Le silence n'a pas toujours un caractère intentionnel. En effet, lorsque les pièces versées aux débats attestent du caractère déterminant de l'information et de leur répercussion sur leur fonds de commerce, mais qu'elles ne prouvent pas que les vendeurs étaient au courant, avant la vente du fonds, de l'affectation de ces informations sur le bien vendu ; alors les vendeurs peuvent omettre en toute bonne foi d'informer les acquéreurs dès lors que, pour eux, il était évident que ceux-ci en avaient connaissance (Cass. 3e civ., 21nov. 2019, n° 18-22.128).
La nullité d'une cession d'un fonds de commerce pour réticence dolosive ayant vicié le consentement de l'acquéreur lors de la signature de l'acte de cession, a pour effet d'annuler la cession et donne au cessionnaire le droit d'obtenir la restitution de l'intégralité des sommes qu'il avait versées lors de la cession.

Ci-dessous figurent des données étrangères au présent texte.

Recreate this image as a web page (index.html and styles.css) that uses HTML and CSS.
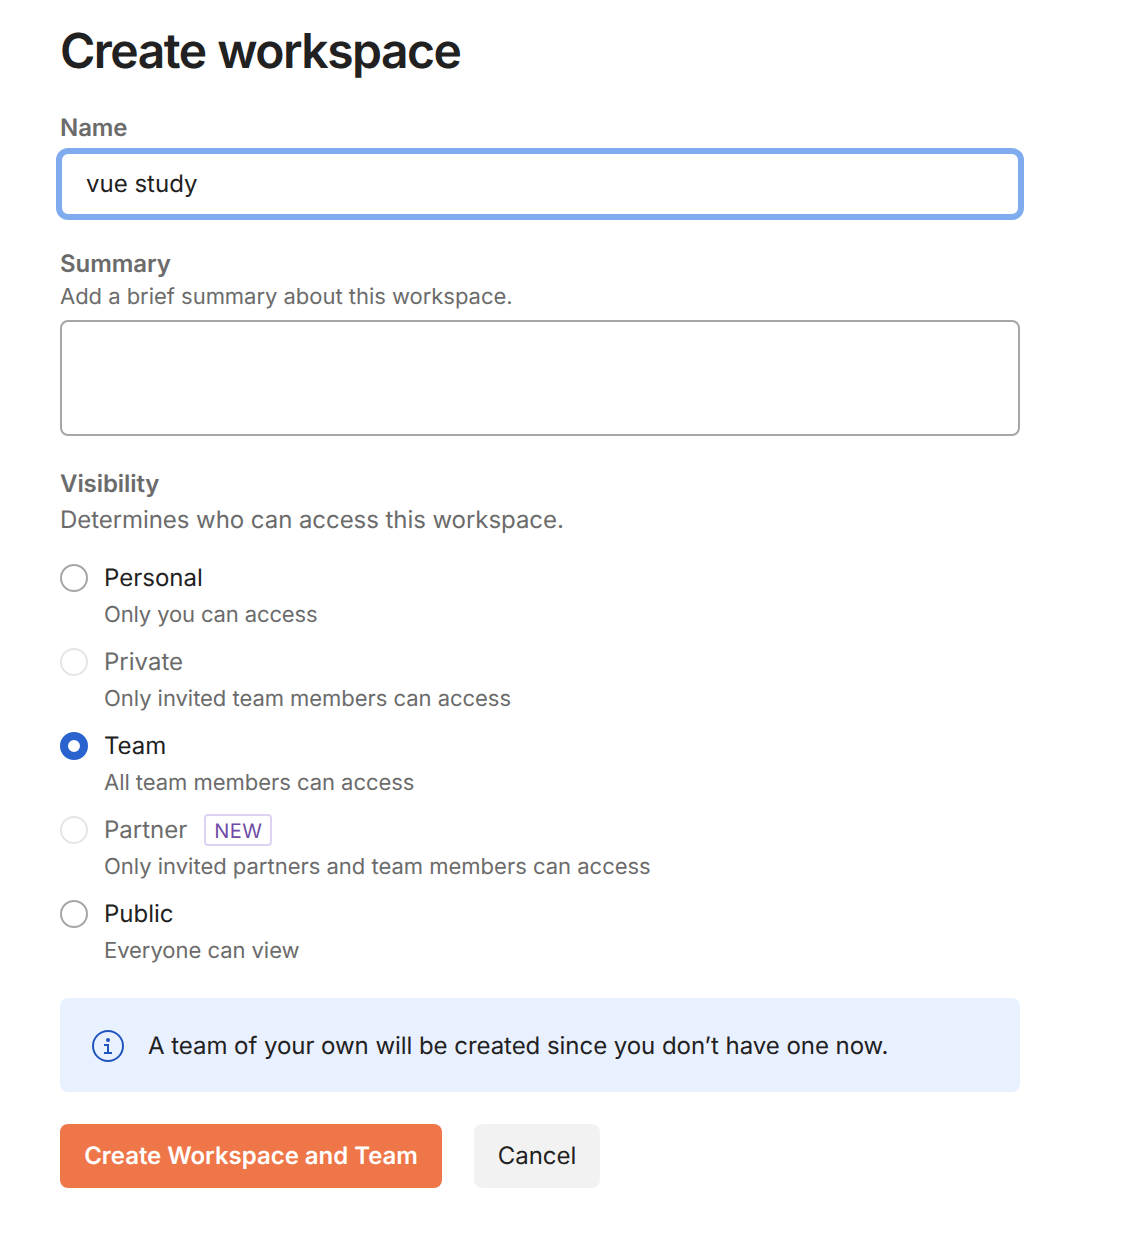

Le consentement de la société G a en effet été vicié car, si elle avait eu connaissance du règlement de copropriété limitant l'activité de restauration le soir, il est évident qu'elle n'aurait pas contracté, ou aurait contracté dans des conditions différentes.
Or, on constate que le cédant n'a pas fourni l'information alors qu'il avait connaissance du procès verbal de l'assemblée générale des copropriétaires. D'autre part, la société C avait été prévenue par les anciens propriétaires du fonds lors de la cession en 2004. Pourtant elle n'a pas avisé le cessionnaire de cette situation, lequel pouvait légitimement ignorer que l'activité de restauration était exclue après 20 heures par le règlement de copropriété. On peut donc déduire que le cédant a trompé intentionnellement le cessionnaire pour l'amener à conclure la cession du fonds de commerce, accompagné du bail commercial.
La Cour de cassation confirme l'intention du vendeur de tromper l'acheteur en lui dissimulant des informations afin de l'amener à conclure la vente du fonds : la vente est annulée et le vendeur condamné à la restitution du prix d'achat du fonds à la société G et la restitution du fonds de commerce dans l'état où il se trouvait au jour d'entrée en jouissance.